5. Shared Parenting Time
In cases of “shared parenting time” (meaning when the child(ren) spend at least 40% of time with one of the two parents), child support is “set off”. The higher income earner of the two parents will still owe child support, but the amount owing will take into account what the other parent makes. Here’s how to make that calculation:
1) Calculate support owing for either parent by following #3 above “Determining the Base Amount”;
2) Minus the smaller amount owing, from the larger amount owing. The amount remaining is what the higher income earner must pay each month to the lower income earner;
3) Example: Riley and Dayna have shared parenting of their one child, Steven. Riley’s gross income is $70,000. Dayna’s gross income is $40,000.
Using the Federal Child Support Tables, Riley would have to pay monthly child support of $654 based on their gross income of $70,000 for one child. Dayna would have to pay monthly child support of $359 based on their gross income of $40,000 for one child.

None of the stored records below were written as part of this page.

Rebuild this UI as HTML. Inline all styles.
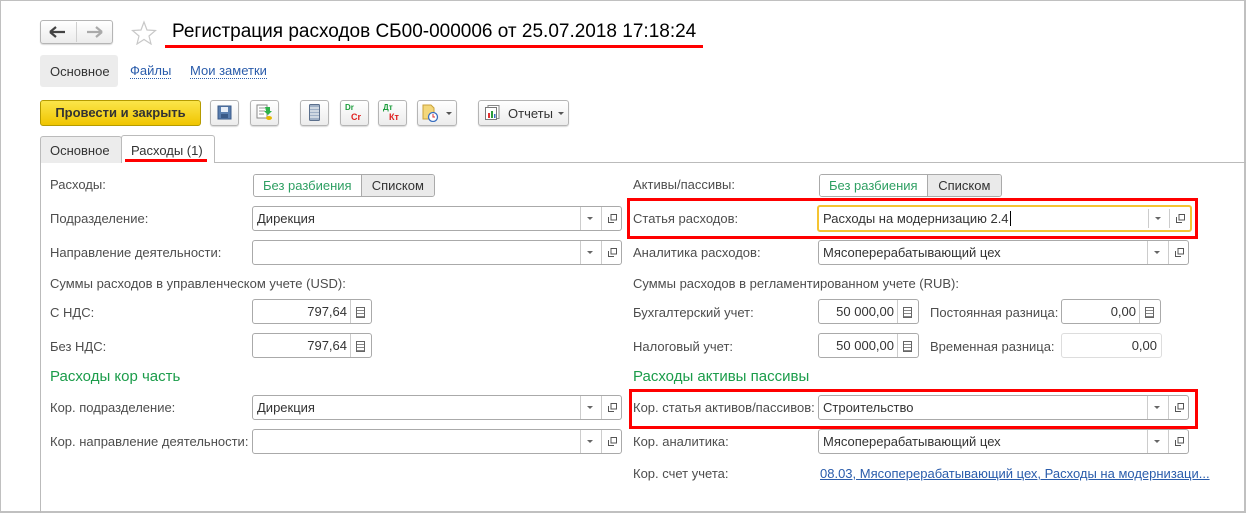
<!DOCTYPE html>
<html><head><meta charset="utf-8"><style>
*{box-sizing:border-box;margin:0;padding:0}
body{width:1246px;height:513px;background:#fff;font-family:"Liberation Sans",sans-serif;font-size:13px;color:#4d4d4d;position:relative;overflow:hidden}
.a{position:absolute}
.win{left:0;top:0;width:1246px;height:513px;border:1px solid #c0c0c0;border-right:2px solid #c0c0c0;border-bottom:2px solid #c0c0c0}
.btn{border:1px solid #b5b5b5;border-radius:3px;background:linear-gradient(#fff,#ececec);box-shadow:0 1px 1px rgba(0,0,0,.15)}
.lbl{color:#4d4d4d;white-space:nowrap}
.fld{border:1px solid #aaa;border-radius:3px;background:#fff;height:25px}
.fld .t{position:absolute;left:4px;top:4px;color:#333;font-size:13px;white-space:nowrap}
.fld .s1,.fld .s2{position:absolute;top:0;bottom:0;border-left:1px solid #ccc}
.dd{position:absolute;top:10px;width:0;height:0;border-left:3px solid transparent;border-right:3px solid transparent;border-top:3px solid #666}
.cp{position:absolute;top:7px;width:9px;height:9px}
.num .t{left:auto;right:24px;color:#333}
.cal{position:absolute;right:6px;top:7px;width:9px;height:11px;border:1px solid #666;background:repeating-linear-gradient(#fff 0 2px,#888 2px 3px)}
.grn{color:#1b9c4a;font-size:15px}
.tg{height:23px;border:1px solid #aaa;border-radius:3px;display:flex;overflow:hidden}
.tg div{padding:3px 9px;font-size:13px}
.tg .g{color:#2e9f62;background:#fff;border-right:1px solid #aaa}
.tg .s{color:#333;background:#eaeaea;flex:1;text-align:center}
.red{border:3px solid #f00}
</style></head><body>
<div class="a win"></div>

<!-- nav -->
<div class="a btn" style="left:40px;top:20px;width:73px;height:24px"></div>
<div class="a" style="left:76px;top:22px;width:1px;height:20px;background:#d0d0d0"></div>
<svg class="a" style="left:48px;top:25px" width="20" height="14"><path d="M2 7H17M2 7L8 2M2 7L8 12" stroke="#444" stroke-width="2.2" fill="none"/></svg>
<svg class="a" style="left:85px;top:25px" width="20" height="14"><path d="M2 7H17M17 7L11 2M17 7L11 12" stroke="#aaa" stroke-width="2.2" fill="none"/></svg>
<svg class="a" style="left:131px;top:20px" width="26" height="25"><path d="M13 2L16 10L24.5 10.5L18 16L20 24L13 19.5L6 24L8 16L1.5 10.5L10 10Z" fill="none" stroke="#c8c8c8" stroke-width="1.2"/></svg>
<div class="a" style="left:172px;top:21px;font-size:19px;color:#000;white-space:nowrap">Регистрация расходов СБ00-000006 от 25.07.2018 17:18:24</div>
<div class="a" style="left:165px;top:45px;width:538px;height:3px;background:#f00"></div>

<!-- section tabs -->
<div class="a" style="left:40px;top:55px;width:78px;height:32px;background:#ececec;border-radius:3px"></div>
<div class="a" style="left:50px;top:64px;color:#333">Основное</div>
<div class="a" style="left:130px;top:64px;color:#2a5cab;border-bottom:1px dotted #2a5cab;line-height:14px">Файлы</div>
<div class="a" style="left:190px;top:64px;color:#2a5cab;border-bottom:1px dotted #2a5cab;line-height:14px">Мои заметки</div>

<!-- toolbar -->
<div class="a" style="left:40px;top:100px;width:161px;height:26px;border:1px solid #b59b00;border-radius:3px;background:linear-gradient(#fbe54a,#f0c500);font-weight:bold;color:#333;text-align:center;line-height:24px">Провести и закрыть</div>
<div class="a btn" style="left:210px;top:100px;width:29px;height:26px"></div>
<svg class="a" style="left:217px;top:105px" width="15" height="15"><rect x="1" y="1" width="13" height="13" fill="#5a7fb0" stroke="#3a5a88"/><rect x="4" y="2" width="7" height="5" fill="#e8eef8"/><rect x="4" y="9" width="7" height="4" fill="#3a5a88"/></svg>
<div class="a btn" style="left:250px;top:100px;width:29px;height:26px"></div>
<svg class="a" style="left:256px;top:104px" width="17" height="17"><rect x="1" y="1" width="10" height="13" fill="#fff" stroke="#888"/><path d="M3 4h6M3 7h6M3 10h5" stroke="#999"/><path d="M9 3h5v4h2l-4 4-4-4h2z" fill="#2db24a"/><ellipse cx="13" cy="14" rx="3" ry="2" fill="#e6b800"/></svg>
<div class="a btn" style="left:300px;top:100px;width:29px;height:26px"></div>
<svg class="a" style="left:309px;top:104px" width="11" height="17"><rect x="0.5" y="0.5" width="10" height="16" rx="1" fill="#9fb0c6" stroke="#5b6f8c"/><path d="M1 4h9M1 7h9M1 10h9M1 13h9" stroke="#fff"/></svg>
<div class="a btn" style="left:340px;top:100px;width:29px;height:26px"></div>
<div class="a" style="left:345px;top:103px;font-size:8px;font-weight:bold;color:#1a9c3a">Dr</div>
<div class="a" style="left:351px;top:112px;font-size:9px;font-weight:bold;color:#e02020">Cr</div>
<div class="a btn" style="left:378px;top:100px;width:29px;height:26px"></div>
<div class="a" style="left:383px;top:103px;font-size:8px;font-weight:bold;color:#1a9c3a">Дт</div>
<div class="a" style="left:389px;top:112px;font-size:9px;font-weight:bold;color:#e02020">Кт</div>
<div class="a btn" style="left:417px;top:100px;width:40px;height:26px"></div>
<svg class="a" style="left:422px;top:104px" width="18" height="18"><path d="M1 1h8l3 3v11H1z" fill="#f3d77a" stroke="#c9a23a"/><circle cx="11" cy="13" r="4.5" fill="#fff" stroke="#3a6fc0" stroke-width="1.3"/><path d="M11 10v3h2" stroke="#e03030" fill="none"/></svg>
<div class="a" style="left:446px;top:112px;border-left:3px solid transparent;border-right:3px solid transparent;border-top:3px solid #555"></div>
<div class="a btn" style="left:478px;top:100px;width:91px;height:26px"></div>
<svg class="a" style="left:485px;top:105px" width="15" height="15"><rect x="3" y="0.5" width="11" height="13" fill="#fff" stroke="#888"/><rect x="0.5" y="2.5" width="11" height="12" fill="#fff" stroke="#777"/><rect x="3" y="8" width="2" height="5" fill="#e03030"/><rect x="6" y="6" width="2" height="7" fill="#2a9c3a"/><rect x="9" y="9" width="1.5" height="4" fill="#3a6fc0"/></svg>
<div class="a" style="left:508px;top:106px;color:#333">Отчеты</div>
<div class="a" style="left:558px;top:112px;border-left:3px solid transparent;border-right:3px solid transparent;border-top:3px solid #555"></div>

<!-- tabs -->
<div class="a" style="left:40px;top:162px;width:1206px;height:1px;background:#bbb"></div>
<div class="a" style="left:40px;top:162px;width:1px;height:351px;background:#bbb"></div>
<div class="a" style="left:40px;top:136px;width:82px;height:27px;background:#ececec;border:1px solid #bbb;border-bottom:none;border-radius:3px 3px 0 0"></div>
<div class="a" style="left:50px;top:143px;color:#333">Основное</div>
<div class="a" style="left:121px;top:135px;width:94px;height:28px;background:#fff;border:1px solid #bbb;border-bottom:none;border-radius:3px 3px 0 0"></div>
<div class="a" style="left:131px;top:143px;color:#333">Расходы (1)</div>
<div class="a" style="left:125px;top:159px;width:82px;height:3px;background:#f00"></div>

<!-- left column -->
<div class="a lbl" style="left:50px;top:177px">Расходы:</div>
<div class="a tg" style="left:253px;top:174px;width:182px"><div class="g">Без разбиения</div><div class="s">Списком</div></div>

<div class="a lbl" style="left:50px;top:211px">Подразделение:</div>
<div class="a fld" style="left:252px;top:206px;width:370px"><span class="t">Дирекция</span><span class="s1" style="left:327px"></span><span class="dd" style="left:334px"></span><span class="s2" style="left:348px"></span><svg class="cp" style="left:355px" viewBox="0 0 9 9"><path d="M3 .5h5.5v5.5H3zM.5 3v5.5H6" fill="none" stroke="#555"/></svg></div>

<div class="a lbl" style="left:50px;top:245px">Направление деятельности:</div>
<div class="a fld" style="left:252px;top:240px;width:370px"><span class="s1" style="left:327px"></span><span class="dd" style="left:334px"></span><span class="s2" style="left:348px"></span><svg class="cp" style="left:355px" viewBox="0 0 9 9"><path d="M3 .5h5.5v5.5H3zM.5 3v5.5H6" fill="none" stroke="#555"/></svg></div>

<div class="a lbl" style="left:50px;top:276px">Суммы расходов в управленческом учете (USD):</div>
<div class="a lbl" style="left:50px;top:305px">С НДС:</div>
<div class="a fld num" style="left:252px;top:299px;width:120px"><span class="t">797,64</span><span class="s1" style="left:97px"></span><span class="cal"></span></div>
<div class="a lbl" style="left:50px;top:339px">Без НДС:</div>
<div class="a fld num" style="left:252px;top:333px;width:120px"><span class="t">797,64</span><span class="s1" style="left:97px"></span><span class="cal"></span></div>

<div class="a grn" style="left:50px;top:368px">Расходы кор часть</div>
<div class="a lbl" style="left:50px;top:400px">Кор. подразделение:</div>
<div class="a fld" style="left:252px;top:395px;width:370px"><span class="t">Дирекция</span><span class="s1" style="left:327px"></span><span class="dd" style="left:334px"></span><span class="s2" style="left:348px"></span><svg class="cp" style="left:355px" viewBox="0 0 9 9"><path d="M3 .5h5.5v5.5H3zM.5 3v5.5H6" fill="none" stroke="#555"/></svg></div>
<div class="a lbl" style="left:50px;top:434px">Кор. направление деятельности:</div>
<div class="a fld" style="left:252px;top:429px;width:370px"><span class="s1" style="left:327px"></span><span class="dd" style="left:334px"></span><span class="s2" style="left:348px"></span><svg class="cp" style="left:355px" viewBox="0 0 9 9"><path d="M3 .5h5.5v5.5H3zM.5 3v5.5H6" fill="none" stroke="#555"/></svg></div>

<!-- right column -->
<div class="a lbl" style="left:633px;top:177px">Активы/пассивы:</div>
<div class="a tg" style="left:819px;top:174px;width:183px"><div class="g">Без разбиения</div><div class="s">Списком</div></div>

<div class="a red" style="left:627px;top:198px;width:571px;height:41px"></div>
<div class="a lbl" style="left:633px;top:211px">Статья расходов:</div>
<div class="a fld" style="left:817px;top:205px;width:375px;height:27px;border:2px solid #f5c431"><span class="t">Расходы на модернизацию 2.4<span style="border-left:1px solid #000;margin-left:1px"></span></span><span class="s1" style="left:329px;top:2px;bottom:2px"></span><span class="dd" style="left:336px"></span><span class="s2" style="left:350px;top:2px;bottom:2px"></span><svg class="cp" style="left:357px" viewBox="0 0 9 9"><path d="M3 .5h5.5v5.5H3zM.5 3v5.5H6" fill="none" stroke="#555"/></svg></div>

<div class="a lbl" style="left:633px;top:245px">Аналитика расходов:</div>
<div class="a fld" style="left:818px;top:240px;width:371px"><span class="t">Мясоперерабатывающий цех</span><span class="s1" style="left:328px"></span><span class="dd" style="left:335px"></span><span class="s2" style="left:349px"></span><svg class="cp" style="left:356px" viewBox="0 0 9 9"><path d="M3 .5h5.5v5.5H3zM.5 3v5.5H6" fill="none" stroke="#555"/></svg></div>

<div class="a lbl" style="left:633px;top:276px">Суммы расходов в регламентированном учете (RUB):</div>
<div class="a lbl" style="left:633px;top:305px">Бухгалтерский учет:</div>
<div class="a fld num" style="left:818px;top:299px;width:101px"><span class="t">50 000,00</span><span class="s1" style="left:78px"></span><span class="cal"></span></div>
<div class="a lbl" style="left:930px;top:305px">Постоянная разница:</div>
<div class="a fld num" style="left:1061px;top:299px;width:100px"><span class="t">0,00</span><span class="s1" style="left:77px"></span><span class="cal"></span></div>
<div class="a lbl" style="left:633px;top:339px">Налоговый учет:</div>
<div class="a fld num" style="left:818px;top:333px;width:101px"><span class="t">50 000,00</span><span class="s1" style="left:78px"></span><span class="cal"></span></div>
<div class="a lbl" style="left:930px;top:339px">Временная разница:</div>
<div class="a fld" style="left:1061px;top:333px;width:101px;border-color:#ddd"><span class="t" style="left:auto;right:4px">0,00</span></div>

<div class="a grn" style="left:633px;top:368px">Расходы активы пассивы</div>
<div class="a red" style="left:629px;top:389px;width:569px;height:40px"></div>
<div class="a lbl" style="left:633px;top:400px">Кор. статья активов/пассивов:</div>
<div class="a fld" style="left:818px;top:395px;width:371px"><span class="t">Строительство</span><span class="s1" style="left:328px"></span><span class="dd" style="left:335px"></span><span class="s2" style="left:349px"></span><svg class="cp" style="left:356px" viewBox="0 0 9 9"><path d="M3 .5h5.5v5.5H3zM.5 3v5.5H6" fill="none" stroke="#555"/></svg></div>
<div class="a lbl" style="left:633px;top:434px">Кор. аналитика:</div>
<div class="a fld" style="left:818px;top:429px;width:371px"><span class="t">Мясоперерабатывающий цех</span><span class="s1" style="left:328px"></span><span class="dd" style="left:335px"></span><span class="s2" style="left:349px"></span><svg class="cp" style="left:356px" viewBox="0 0 9 9"><path d="M3 .5h5.5v5.5H3zM.5 3v5.5H6" fill="none" stroke="#555"/></svg></div>
<div class="a lbl" style="left:633px;top:466px">Кор. счет учета:</div>
<div class="a" style="left:820px;top:466px;color:#2a5cab;text-decoration:underline;white-space:nowrap">08.03, Мясоперерабатывающий цех, Расходы на модернизаци...</div>
</body></html>
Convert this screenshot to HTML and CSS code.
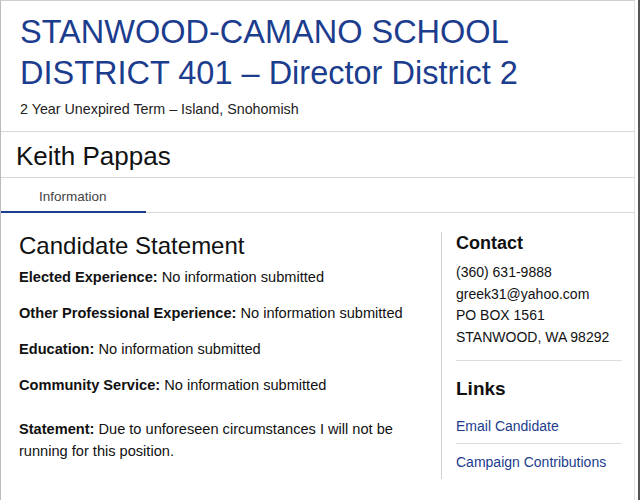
FILE: index.html
```html
<!DOCTYPE html>
<html lang="en">
<head>
    <meta charset="UTF-8">
    <meta name="viewport" content="width=device-width, initial-scale=1.0">
    <title>Keith Pappas - Candidate Information</title>
    <link rel="stylesheet" href="styles.css">
</head>
<body>
    <div class="page">
        <header class="race">
            <h1 class="race-title">STANWOOD-CAMANO SCHOOL DISTRICT 401 – Director District 2</h1>
            <p class="race-term">2 Year Unexpired Term – Island, Snohomish</p>
        </header>

        <div class="candidate">
            <h2 class="candidate-name">Keith Pappas</h2>
        </div>

        <nav class="tabs">
            <a class="tab active" href="#">Information</a>
        </nav>

        <div class="content">
            <section class="statement">
                <h3 class="section-title">Candidate Statement</h3>
                <p class="field"><b>Elected Experience:</b> No information submitted</p>
                <p class="field"><b>Other Professional Experience:</b> No information submitted</p>
                <p class="field"><b>Education:</b> No information submitted</p>
                <p class="field"><b>Community Service:</b> No information submitted</p>
                <p class="field field-statement"><b>Statement:</b> Due to unforeseen circumstances I will not be running for this position.</p>
            </section>

            <aside class="sidebar">
                <h4 class="side-title">Contact</h4>
                <div class="contact-lines">
                    <div>(360) 631-9888</div>
                    <div>greek31@yahoo.com</div>
                    <div>PO BOX 1561</div>
                    <div>STANWOOD, WA 98292</div>
                </div>
                <h4 class="side-title links-title">Links</h4>
                <ul class="links">
                    <li><a href="#">Email Candidate</a></li>
                    <li><a href="#">Campaign Contributions</a></li>
                </ul>
            </aside>
        </div>
    </div>
</body>
</html>
```

FILE: styles.css
```css
html {
    background: #fff;
}

body {
    margin: 0;
    height: 500px;
    border-right: 2px solid #555;
    font-family: "Liberation Sans", Arial, sans-serif;
    color: #111;
}

.page {
    width: 633px;
    height: 499px;
    border-top: 1px solid #cfcfcf;
    border-left: 1px solid #bbb;
    border-right: 1px solid #e4e4e4;
}

.race {
    padding: 11px 19px 12px;
    border-bottom: 1px solid #d8d8d8;
}

.race-title {
    margin: 0;
    font-size: 32.5px;
    line-height: 41px;
    font-weight: normal;
    color: #1c3c8e;
}

.race-term {
    margin: 5px 0 0;
    font-size: 14.3px;
    line-height: 20px;
    color: #222;
}

.candidate {
    padding: 10px 15px 7px;
    border-bottom: 1px solid #d8d8d8;
}

.candidate-name {
    margin: 0;
    font-size: 26px;
    line-height: 28px;
    font-weight: normal;
}

.tabs {
    display: flex;
    border-bottom: 1px solid #d8d8d8;
}

.tab {
    width: 145px;
    padding: 11px 0 6px 38px;
    box-sizing: border-box;
    font-size: 13.5px;
    line-height: 16px;
    color: #444;
    text-decoration: none;
    border-bottom: 2px solid transparent;
    margin-bottom: -1px;
}

.tab.active {
    border-bottom-color: #1c3c8e;
}

.content {
    display: flex;
    align-items: flex-start;
    padding: 19px 0 0 18px;
}

.statement {
    width: 422px;
}

.section-title {
    margin: 0 0 6px;
    font-size: 24px;
    line-height: 28px;
    font-weight: normal;
}

.field {
    margin: 0 0 14px;
    font-size: 14.6px;
    line-height: 22px;
}

.field-statement {
    margin-top: 22px;
}

.sidebar {
    width: 166px;
    padding: 0 0 0 14px;
    border-left: 1px solid #d0d0d0;
    font-size: 14px;
}

.side-title {
    margin: 0 0 8px;
    font-size: 18px;
    line-height: 22px;
}

.contact-lines {
    line-height: 21.5px;
    padding-bottom: 12px;
    border-bottom: 1px solid #ddd;
}

.links-title {
    margin-top: 17px;
    font-size: 19px;
}

.links {
    list-style: none;
    margin: 0;
    padding: 0;
}

.links li {
    padding: 8px 0 7px;
    line-height: 20px;
}

.links li + li {
    border-top: 1px solid #ddd;
}

.links a {
    color: #1c3c8e;
    text-decoration: none;
}
```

The difference between $654 and $359 is $295. Riley pays Dayna $295 in monthly child support for Steven.
6. Imputed Income
In some cases, the court may impute income to a parent if it's believed that they are intentionally underemployed or not earning their full potential. This is done to ensure that child support is fair and equitable. Don’t quit your job or take a lesser paying job to lower your support. This will only have negative consequences for your and your family.
If you and your spouse have a complicated parenting schedule, or complicated income structures, you may be left with many questions regarding child support. In these situations, its best to reach out to a lawyer so they can address your specific situation.